Saturday, January 16, 2021

Bethlehem Runs Rings Around the Wall

Juicebox Gallery

By John Space - April 22, 2013
Section: [Main News] [IN PICTURES]
Tags: [Bethlehem] [freedom of movement] [marathon] [Apartheid Wall]

Photos by Lazar Simeonov.


On Sunday, roughly 500 people ran in the Right to Movement Marathon, the first marathon to take place in the West Bank. The marathon was held in Bethlehem, a city that bumps up against the Apartheid Wall, a fact which presented runners and race organizers with unique challenges. 

Zuher Tmeza, the coordinator for Right to Movement's Information Committee, said the group was unable to find enough space for runners to run a full 42-kilometer marathon, and those participating in the full marathon had to instead run the half marathon twice.

"We didn't find a full area to have the marathon," he said. "Area A [under control of the Palestinian Authority] is very small and in Area C you can't organize a marathon."

The race, which was sponsored by the Palestinian Authority, featured Palestinians and international participants from 21 different countries, all of whom came to support the right of Palestinians to move freely in their own country. The winner was a Palestinian man from Jericho, Abdel Nasser Awajme.

Alison Smith, a runner from England who participated as part of a group brought to the West Bank by the Amos Trust, said international runners gained a new understanding of the injustices caused by Israel's separation barrier.
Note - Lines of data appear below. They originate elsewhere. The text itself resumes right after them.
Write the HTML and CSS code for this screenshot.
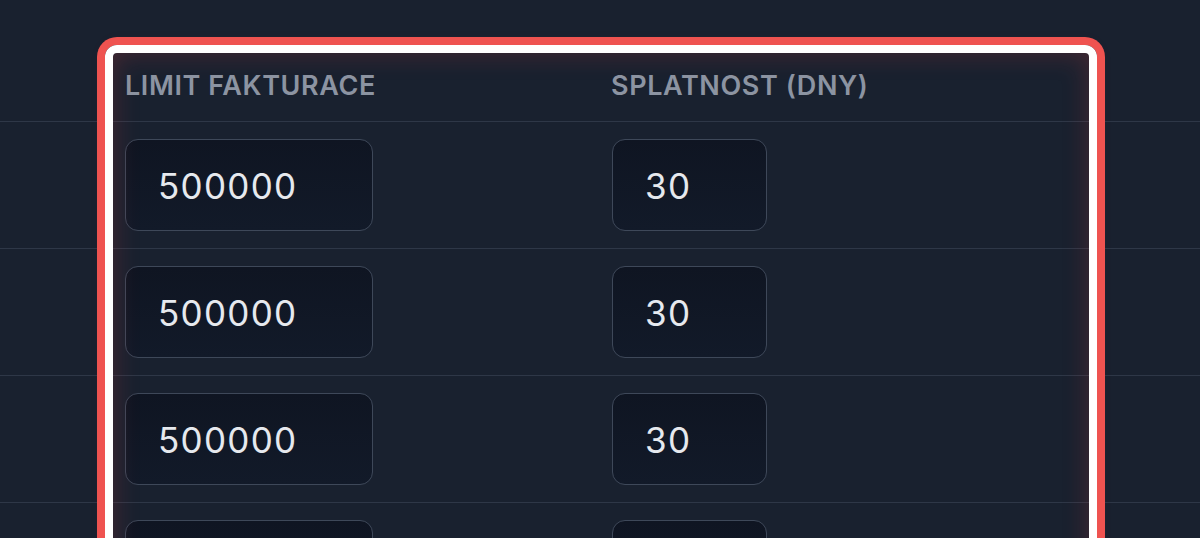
FILE: index.html
```html
<!DOCTYPE html>
<html lang="cs">
<head>
<meta charset="utf-8">
<title>Limity</title>
<link rel="stylesheet" href="styles.css">
</head>
<body>
<div class="page">
  <div class="table">
    <div class="row head">
      <div class="cell c1">LIMIT FAKTURACE</div>
      <div class="cell c2">SPLATNOST (DNY)</div>
    </div>
    <div class="row">
      <div class="cell c1"><div class="input wide">500000</div></div>
      <div class="cell c2"><div class="input narrow">30</div></div>
    </div>
    <div class="row">
      <div class="cell c1"><div class="input wide">500000</div></div>
      <div class="cell c2"><div class="input narrow">30</div></div>
    </div>
    <div class="row">
      <div class="cell c1"><div class="input wide">500000</div></div>
      <div class="cell c2"><div class="input narrow">30</div></div>
    </div>
    <div class="row">
      <div class="cell c1"><div class="input wide">500000</div></div>
      <div class="cell c2"><div class="input narrow">30</div></div>
    </div>
  </div>
  <div class="highlight"></div>
</div>
</body>
</html>
```
FILE: styles.css
```css
html, body {
  margin: 0;
  padding: 0;
  background: #19212f;
  overflow: hidden;
}
.page {
  position: relative;
  width: 1200px;
  height: 538px;
  overflow: hidden;
  font-family: Inter, "Noto Sans", sans-serif;
}
.table {
  display: flex;
  flex-direction: column;
}
.row {
  display: flex;
  padding: 17px 0 17px 125px;
  border-bottom: 1px solid #2e3747;
}
.row.head {
  height: 122px;
  box-sizing: border-box;
  padding: 69px 0 0 125px;
}
.cell.c1 {
  width: 486px;
}
.cell.c2 {
  width: 400px;
}
.head .cell {
  font-size: 27px;
  font-weight: 600;
  color: #8c94a2;
  letter-spacing: 0.6px;
  line-height: normal;
}
.input {
  box-sizing: border-box;
  height: 92px;
  border: 1.5px solid #3e4859;
  border-radius: 13px;
  background: linear-gradient(180deg, #0f1522 0%, #121a29 100%);
  color: #e6e9ee;
  font-size: 35px;
  font-weight: 400;
  letter-spacing: 1.3px;
  display: flex;
  align-items: center;
  padding-left: 32px;
  padding-top: 2px;
}
.input.wide {
  width: 248px;
}
.input.narrow {
  width: 155px;
  margin-left: 1px;
}
.highlight {
  position: absolute;
  left: 105px;
  top: 45px;
  width: 992px;
  height: 600px;
  box-sizing: border-box;
  border: 8px solid #ffffff;
  border-radius: 12px;
  box-shadow: 0 0 0 8px #ef5350, inset 0 0 26px rgba(200, 60, 60, 0.28), 0 0 18px rgba(239, 83, 80, 0.08);
  pointer-events: none;
}
```
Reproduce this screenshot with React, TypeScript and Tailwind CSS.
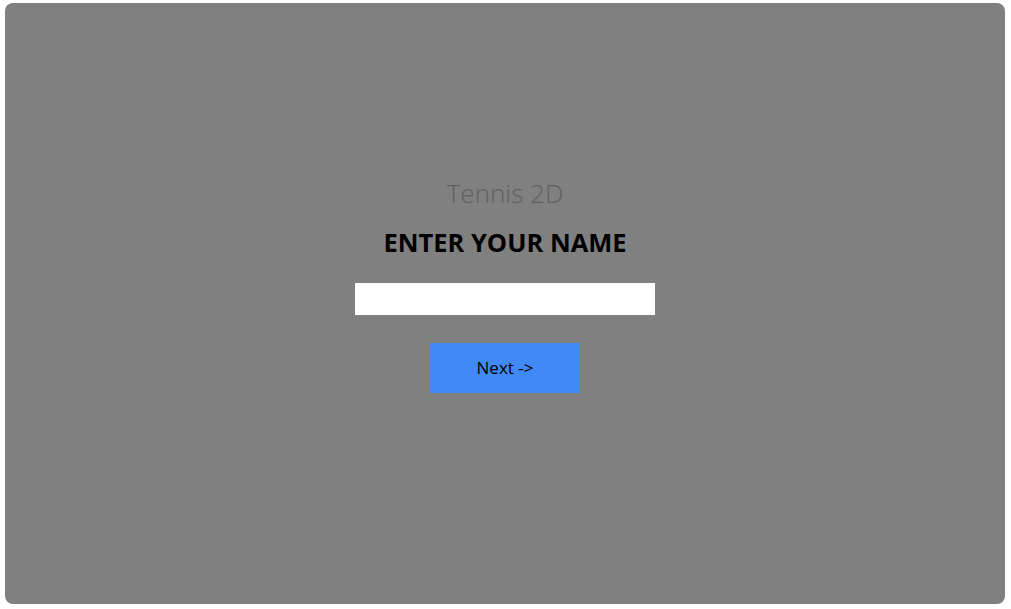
import React, { useState } from 'react'

const App = () => {
  const [name, setName] = useState('')

  return (
    <div className="w-[1011px] h-[609px] bg-white pt-[3px] pl-[5px]">
      <div
        className="w-[1000px] h-[601px] rounded-lg bg-[#808080] flex flex-col items-center pt-[170px]"
        style={{ fontFamily: '"Open Sans", "Noto Sans", sans-serif' }}
      >
        <h2 className="text-[26px] leading-[40px] font-light text-[#616161]">Tennis 2D</h2>

        <h1 className="mt-[9px] text-[25.5px] leading-[40px] font-bold text-black">ENTER YOUR NAME</h1>

        <input
          type="text"
          value={name}
          onChange={(e) => setName(e.target.value)}
          className="mt-[21px] w-[300px] h-[32px] bg-white outline-none px-2 text-base"
        />

        <button className="mt-[28px] w-[150px] h-[50px] bg-[#4189f5] text-black text-[17px]">
          Next -&gt;
        </button>
      </div>
    </div>
  )
}

export default App
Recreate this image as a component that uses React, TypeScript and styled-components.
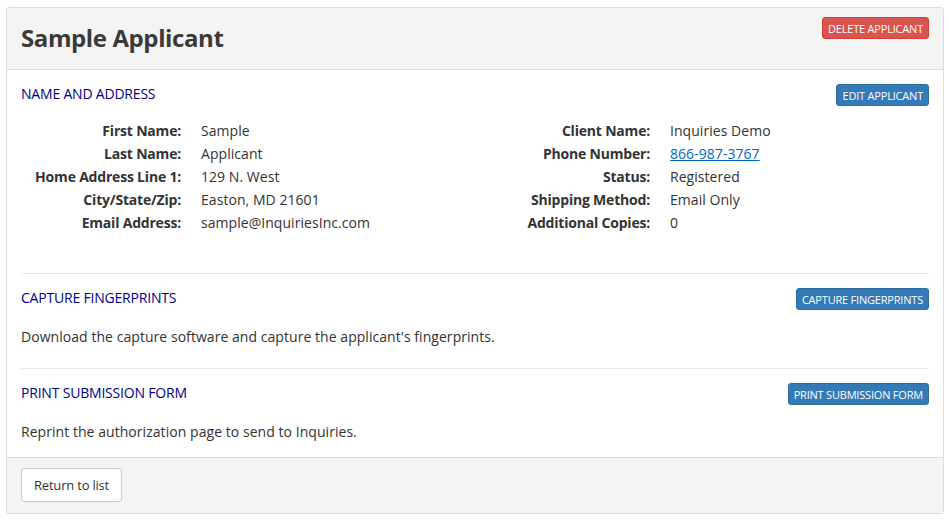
import React from "react";
import styled, { createGlobalStyle } from "styled-components";

const Global = createGlobalStyle`
  body { margin: 0; background: #fff; font-family: "Open Sans", "Noto Sans", sans-serif; color: #333; }
`;
const Card = styled.div`
  margin: 7px 5px 0 6px; border: 1px solid #ddd; border-radius: 3px; overflow: hidden;
`;
const Header = styled.div`
  background: #f4f4f4; border-bottom: 1px solid #ddd; height: 61px; padding: 0 14px;
  display: flex; justify-content: space-between; align-items: flex-start;
`;
const Title = styled.h1`
  margin: 13px 0 0; font-size: 24px; font-weight: 700; color: #3a3a3a; letter-spacing: -0.4px;
`;
const Btn = styled.button<{ $variant: "red" | "blue" }>`
  font-family: inherit; font-size: 11px; color: #fff; text-transform: uppercase;
  background: ${p => (p.$variant === "red" ? "#d9534f" : "#337ab7")};
  border: 1px solid ${p => (p.$variant === "red" ? "#d43f3a" : "#2e6da4")};
  border-radius: 3px; height: 22px; padding: 0 5px; cursor: pointer; letter-spacing: -0.2px;
`;
const HeaderBtn = styled(Btn)` margin-top: 9px; `;
const Body = styled.div` padding: 0 14px; `;
const Section = styled.div<{ $last?: boolean }>`
  padding: 14px 0 ${p => (p.$last ? "16px" : "22px")};
  border-bottom: ${p => (p.$last ? "none" : "1px solid #e8e8e8")};
`;
const SectionHead = styled.div`
  display: flex; justify-content: space-between; align-items: flex-start; height: 22px;
`;
const SectionTitle = styled.div`
  font-size: 14px; color: #00008b; letter-spacing: -0.2px;
`;
const Text = styled.p` margin: 17px 0 0; font-size: 14px; letter-spacing: 0.05px; `;
const Columns = styled.div` display: grid; grid-template-columns: 454px 1fr; margin-top: 13px; padding-bottom: 17px; `;
const Dl = styled.div<{ $label: number }>`
  display: grid; grid-template-columns: ${p => p.$label}px 1fr; column-gap: 20px;
`;
const Dt = styled.div` text-align: right; font-weight: 700; font-size: 14px; line-height: 23px; letter-spacing: -0.2px; `;
const Dd = styled.div` font-size: 14px; line-height: 23px; letter-spacing: 0.05px; `;
const Link = styled.a` color: #0066cc; text-decoration: underline; `;
const Footer = styled.div` background: #f4f4f4; border-top: 1px solid #ddd; padding: 10px 14px 11px; `;
const DefaultBtn = styled.button`
  font-family: inherit; font-size: 13px; color: #333; background: #fff; border: 1px solid #ccc;
  border-radius: 3px; height: 34px; padding: 0 12px; letter-spacing: -0.2px;
`;

const left: [string, React.ReactNode][] = [
  ["First Name:", "Sample"], ["Last Name:", "Applicant"], ["Home Address Line 1:", "129 N. West"],
  ["City/State/Zip:", "Easton, MD 21601"], ["Email Address:", "sample@InquiriesInc.com"],
];
const right: [string, React.ReactNode][] = [
  ["Client Name:", "Inquiries Demo"], ["Phone Number:", <Link href="#">866-987-3767</Link>],
  ["Status:", "Registered"], ["Shipping Method:", "Email Only"], ["Additional Copies:", "0"],
];

const List = ({ items, w }: { items: [string, React.ReactNode][]; w: number }) => (
  <Dl $label={w}>
    {items.map(([k, v]) => (
      <React.Fragment key={k}><Dt>{k}</Dt><Dd>{v}</Dd></React.Fragment>
    ))}
  </Dl>
);

export default function App() {
  return (
    <>
      <Global />
      <Card>
        <Header>
          <Title>Sample Applicant</Title>
          <HeaderBtn $variant="red">Delete Applicant</HeaderBtn>
        </Header>
        <Body>
          <Section>
            <SectionHead>
              <SectionTitle>NAME AND ADDRESS</SectionTitle>
              <Btn $variant="blue">Edit Applicant</Btn>
            </SectionHead>
            <Columns>
              <List items={left} w={160} />
              <List items={right} w={175} />
            </Columns>
          </Section>
          <Section>
            <SectionHead>
              <SectionTitle>CAPTURE FINGERPRINTS</SectionTitle>
              <Btn $variant="blue">Capture Fingerprints</Btn>
            </SectionHead>
            <Text>Download the capture software and capture the applicant's fingerprints.</Text>
          </Section>
          <Section $last>
            <SectionHead>
              <SectionTitle>PRINT SUBMISSION FORM</SectionTitle>
              <Btn $variant="blue">Print Submission Form</Btn>
            </SectionHead>
            <Text>Reprint the authorization page to send to Inquiries.</Text>
          </Section>
        </Body>
        <Footer><DefaultBtn>Return to list</DefaultBtn></Footer>
      </Card>
    </>
  );
}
I'm dedicating this run to the prisoners, to have them free so next time they can run with us

"Where we live, we can run 26 miles and no one questions it," she said. "Here we had to run four times there and back to get a full marathon."

Amos Trust spokesperson Katie Hagley said the organization brought a group to rebuild homes in Battir before bringing a group to Bethlehem for the marathon.

"They've been here three days, and I tell you, when they leave, they'll love Palestine," she said.

Right to Movement's Tmeza said the race made a powerful statement about the effects of Israel's apartheid regime.

"Today we send a good message, very clear, that Palestinian people deserve this right… They need to live like other people but because of checkpoints and the wall we have limited rights."

Palestinian runner Anton Shamaly, from Bethlehem's Beit Sahour neighborhood, said running along the wall was emotionally as well as physically challenging.

"Sometimes you get bad feelings because you're so close to the wall," he said. "It's something you feel in your heart."

Shamaly said he ran in the marathon because he believes in the right to freedom for all Palestinians.